Caroline announced that she wasn't hungry, thank you, and didn't want anything to eat even if she could eat it with her fingers. Marietta presented special problems because she's left-handed -- or, in Mui's view, "Her hands wrong." Since Marietta couldn't eat with her right hand and Mui couldn't put herself in the place of a left-handed person, Marietta ended up mainly jabbing the food or eating morsels held by Mui's chopsticks. Tabitha, who's had six years of Mui's training, did a lot better and was soon grabbing dim sum as deftly as adults. Following Jack Lee's example, she grasped the chopsticks near the business end. Unfortunately, when you do this the sticks have a tendency to cross at the other end, which can be almost as disastrous as having your skis cross in back.

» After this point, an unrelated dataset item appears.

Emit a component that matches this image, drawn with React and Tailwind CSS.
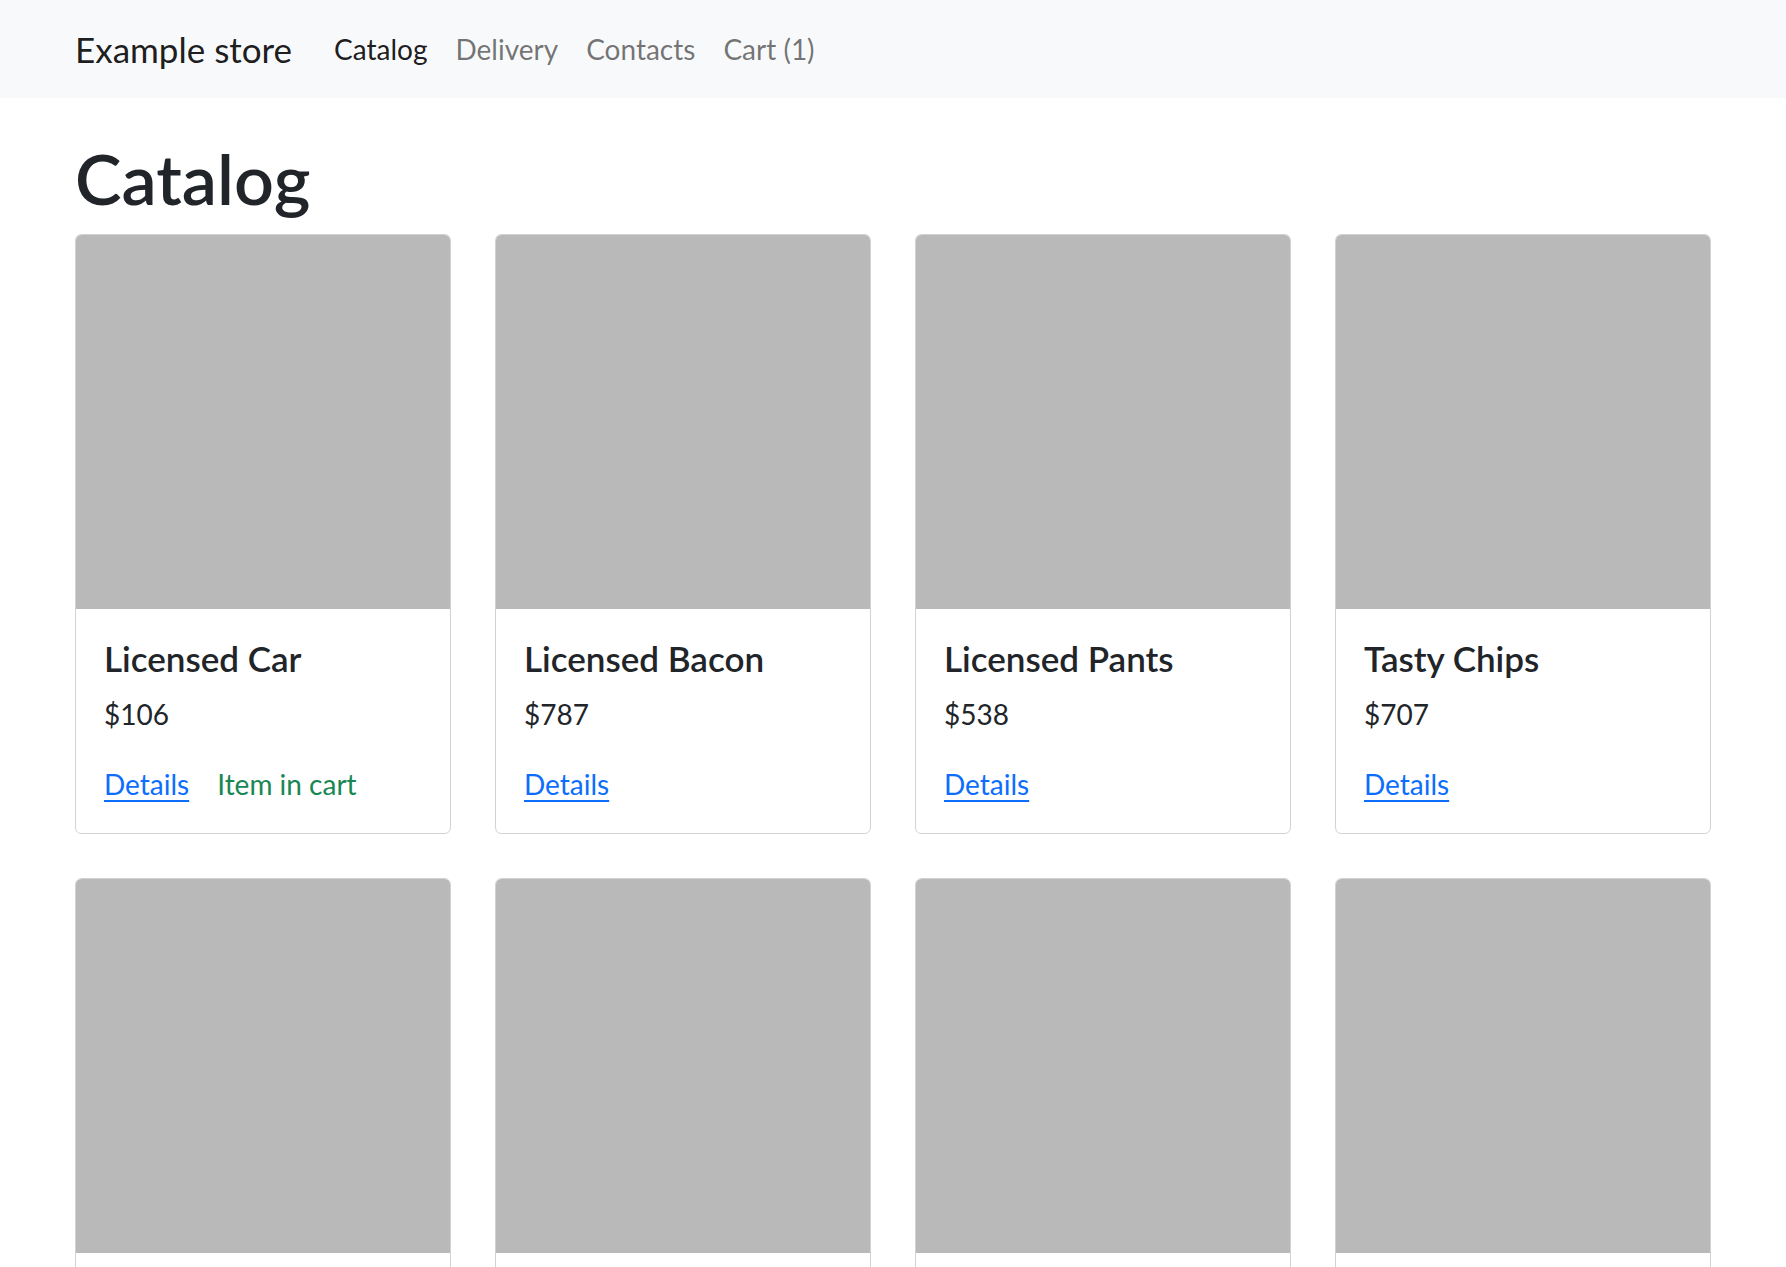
import React from "react";

const products = [
  { id: 1, title: "Licensed Car", price: 106, inCart: true },
  { id: 2, title: "Licensed Bacon", price: 787 },
  { id: 3, title: "Licensed Pants", price: 538 },
  { id: 4, title: "Tasty Chips", price: 707 },
  { id: 5, title: "Product 5", price: 0 },
  { id: 6, title: "Product 6", price: 0 },
  { id: 7, title: "Product 7", price: 0 },
  { id: 8, title: "Product 8", price: 0 },
];

const navLinks = [
  { label: "Catalog", active: true },
  { label: "Delivery" },
  { label: "Contacts" },
  { label: "Cart (1)" },
];

const ProductCard = ({ product }) => (
  <div className="flex flex-col rounded-[6.5px] border-[1.75px] border-black/[0.175] bg-white overflow-hidden">
    {/* Image placeholder */}
    <div className="aspect-square w-full bg-[#b9b9b9]" />
    <div className="p-[28px]">
      <h5 className="mb-[14px] text-[35px] leading-[42px] font-semibold text-[#212529]">
        {product.title}
      </h5>
      <p className="mb-[28px] text-[28px] leading-[42px] text-[#212529]">
        ${product.price}
      </p>
      <div className="flex text-[28px] leading-[42px]">
        <a href="#" className="text-[#0d6efd] underline underline-offset-[5px]">
          Details
        </a>
        {product.inCart && (
          <span className="ml-[28px] text-[#198754]">Item in cart</span>
        )}
      </div>
    </div>
  </div>
);

const App = () => {
  return (
    <div className="min-h-screen bg-white font-['Lato',sans-serif] text-[#212529]">
      {/* Navbar */}
      <nav className="flex h-[98px] items-center bg-[#f8f9fa] px-[75px]">
        <a href="#" className="mr-[28px] text-[35px] leading-[52px] text-black/90">
          Example store
        </a>
        <ul className="flex">
          {navLinks.map((link) => (
            <li key={link.label}>
              <a
                href="#"
                className={
                  "px-[14px] text-[28px] leading-[42px] " +
                  (link.active ? "text-black/90" : "text-black/55")
                }
              >
                {link.label}
              </a>
            </li>
          ))}
        </ul>
      </nav>

      {/* Catalog */}
      <div className="px-[75px]">
        <h1 className="mt-[38px] mb-[14px] text-[70px] leading-[84px] font-semibold">
          Catalog
        </h1>
        <div className="grid grid-cols-4 gap-[44px] pb-[44px]">
          {products.map((p) =>
            p.id <= 4 ? (
              <ProductCard key={p.id} product={p} />
            ) : (
              <div
                key={p.id}
                className="h-[600px] rounded-[6.5px] border-[1.75px] border-black/[0.175] overflow-hidden"
              >
                <div className="aspect-square w-full bg-[#b9b9b9]" />
              </div>
            )
          )}
        </div>
      </div>
    </div>
  );
};

export default App;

The difficulty shared by adults and kids alike was with the larger dim sum -- the big, doughy rolls stuffed with meat, for example. They're too big to lift to your mouth in one fell swoop, and chopsticks make poor knives. Mui, however, a chopstick in each hand, manages to carve the rolls in several pieces. And Tabitha found an ingenious way to deal with the Chinese sausage in pastry crust. Since Chinese sausage is one of her favorites but she was too full for pastry crust, she used her chopsticks to maneuver the sausage out of the crust and into her mouth, leaving the empty crust for an unsuspecting adult.

Even Caroline got into the spirit of things toward the end. While the rest of us were engrossed in eating and conversation, she discovered a big bowl of sugar packets. Dumping half a dozen packets into her Chinese tea, she looked around for something to stir with. Finding no other utensil, she grabbed a chopstick.